L’Alzheimer è un morbo che annienta il paziente e sconvolge la famiglia, scoperto agli inizi del 1900 da un medico tedesco, Alois Alzheimer. Ancora oggi non sono disponibili terapie efficacie. Ora un team di ricercatori internazionali ha scoperto le neurostatine, una nuova classe di composti capaci di prevenire la formazione delle placche di beta amiloide, responsabili della distruzione dei neuroni. Capostipite delle neurostatine è un antitumorale, il bexarotene. Anche un italiano nel team dei ricercatori.
Le neurostatine
Le hanno chiamate “neurostatine”, in analogia alle “statine” usate per ridurre il colesterolo e quindi il rischio di avere malattie cardiache, così queste sostanze andrebbero a bloccare la formazione delle placche di beta amiloide responsabili del processo neurodegenerativo, riducendo il rischio di Alzheimer.
Il team discienziati che ha partecipato a questa ricerca era composto da ricercatori di tre università, Cambridge (Regno Unito), Groningen (Olanda) e Lund (Svezia). Nel laboratorio inglese, un italiano, il professore Michele Vendruscolo.
Una delle molecole al centro di questa ricerca è il bexarotene, un composto sintetico attivo sui recettori dei retinoidi, a lungo studiato ed usato per il trattamento delle forme avanzate del linfoma cutaneo.
Studiato in passato, nella cura del morbo di Alzheimer, il bexarotene non aveva dato buoni risultati. Ora la scoperta della sua efficacia nella prevenzione, grazie alla capacità di bloccare il primo evento della malattia, l’aggregazione di un peptide normalmente presente nel nostro cervello, ma che in forma aggregata diventa tossico.
Cosa possiamo aspettarci
Finora tutti i tentativi fatti per curare il morbo di Alzheimer non hanno portato a risultati risolutivi.

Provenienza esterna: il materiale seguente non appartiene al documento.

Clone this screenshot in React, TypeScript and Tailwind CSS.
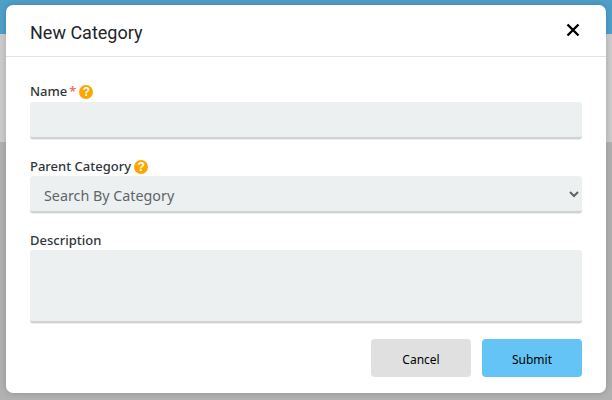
import React from 'react';

const HelpIcon = () => (
  <span className="ml-[3px] flex h-[14px] w-[14px] items-center justify-center rounded-full bg-[#ffa500] text-[12px] font-bold leading-none text-white [font-family:'Liberation_Sans',sans-serif]">
    ?
  </span>
);

const Field = ({ children }: { children: React.ReactNode }) => (
  <div className="flex h-[19px] items-center pt-[1px] text-[13px] font-medium text-[#2f353a] [font-family:'Noto_Sans',sans-serif]">
    {children}
  </div>
);

const inputClass =
  'block w-full rounded-[3px] border-0 border-b-2 border-b-[#d0d2d3] bg-[#ecf0f1] shadow-[0_1px_0_#eceded] outline-none';

const App = () => {
  return (
    <div className="relative h-[400px] w-[612px] overflow-hidden bg-[#b1b1b1]">
      <div className="h-[34px] bg-[#4f9fc9]" />
      <div className="h-[108px] bg-[#cbcbcb]" />

      {/* modal */}
      <div className="absolute left-[6px] top-[5px] flex h-[388px] w-[600px] flex-col rounded-[7px] bg-white shadow-[0_0_6px_rgba(0,0,0,0.18)]">
        <div className="flex h-[52px] items-center justify-between border-b border-[#e3e3e3] pl-6 pr-[26px]">
          <h2 className="pt-[3px] text-[18px] text-[#212529] [font-family:Roboto,sans-serif]">New Category</h2>
          <svg width="14" height="14" viewBox="0 0 14 14" className="mb-[2px]">
            <path d="M1.5 1.5 L12.5 12.5 M12.5 1.5 L1.5 12.5" stroke="#000" strokeWidth="2.4" fill="none" />
          </svg>
        </div>

        <div className="flex flex-col px-6 pt-[25px]">
          <Field>
            Name<span className="ml-[2px] text-[#ff5a5f]">*</span>
            <HelpIcon />
          </Field>
          <input className={`${inputClass} mt-[1px] h-[37px]`} />

          <div className="mt-[18px]">
            <Field>
              Parent Category
              <HelpIcon />
            </Field>
          </div>
          <select className={`${inputClass} h-[37px] pl-[10px] pt-[3px] text-[14.3px] text-[#5f6468] [font-family:'Noto_Sans',sans-serif]`}>
            <option>Search By Category</option>
          </select>

          <div className="mt-[18px]">
            <Field>Description</Field>
          </div>
          <textarea className={`${inputClass} h-[73px] resize-none`} />

          <div className="mt-[16px] flex justify-end gap-[11px]">
            <button className="h-[38px] w-[100px] rounded-[4px] bg-[#e0e0e0] pt-[3px] text-[12px] text-black [font-family:'Noto_Sans',sans-serif]">
              Cancel
            </button>
            <button className="h-[38px] w-[100px] rounded-[4px] bg-[#63c4f5] pt-[3px] text-[12px] text-black [font-family:'Noto_Sans',sans-serif]">
              Submit
            </button>
          </div>
        </div>
      </div>
    </div>
  );
};

export default App;
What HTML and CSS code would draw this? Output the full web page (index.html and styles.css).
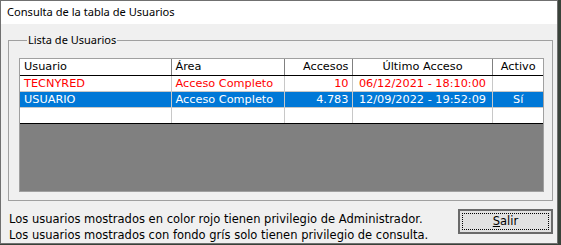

Il morbo sta raggiungendo numeri preoccupanti, si stima che oggi in tutto il mondo ne soffrono quasi 50 milioni di pazienti, e questo numero è destinato a crescere, mentre l’età della sua comparsa si abbassa.
I costi della malattia sono in continuo aumento e per il 2020 è stato stimato in 1000 miliardi.
La scoperta delle cosiddette neurostatine, può essere la svolta. Quello che possiamo auspicare è una conferma in studi clinici dei dati appena pubblicati, e arrivare a disporre di farmaci che prevengono la malattia. In realtà un primo studio clinico è stato effettuato nel 2014 e i risultati sono stati discreti.
Ma, a causa dei brevetti in scadenza e dell’elevata percentuali di insuccessi in questo campo (> 99%), nessuna azienda farmaceutica ha interesse ad investire su questa molecola. Attualmente ci sono 80 nuovi farmaci investigati in un centinaio di studi clinici per la demenza senile.
Intanto i ricercatori continuano la loro attività: prossimo obiettivo, identificare molecole capaci di interferire con i vari eventi che portano alla formazione delle placche di beta amiloide e cercare di contrastare quei meccanismi che, con l’avanzare degli anni, diventano meno efficaci nel difendere il nostro Benessere e mantenerci in buona Salute.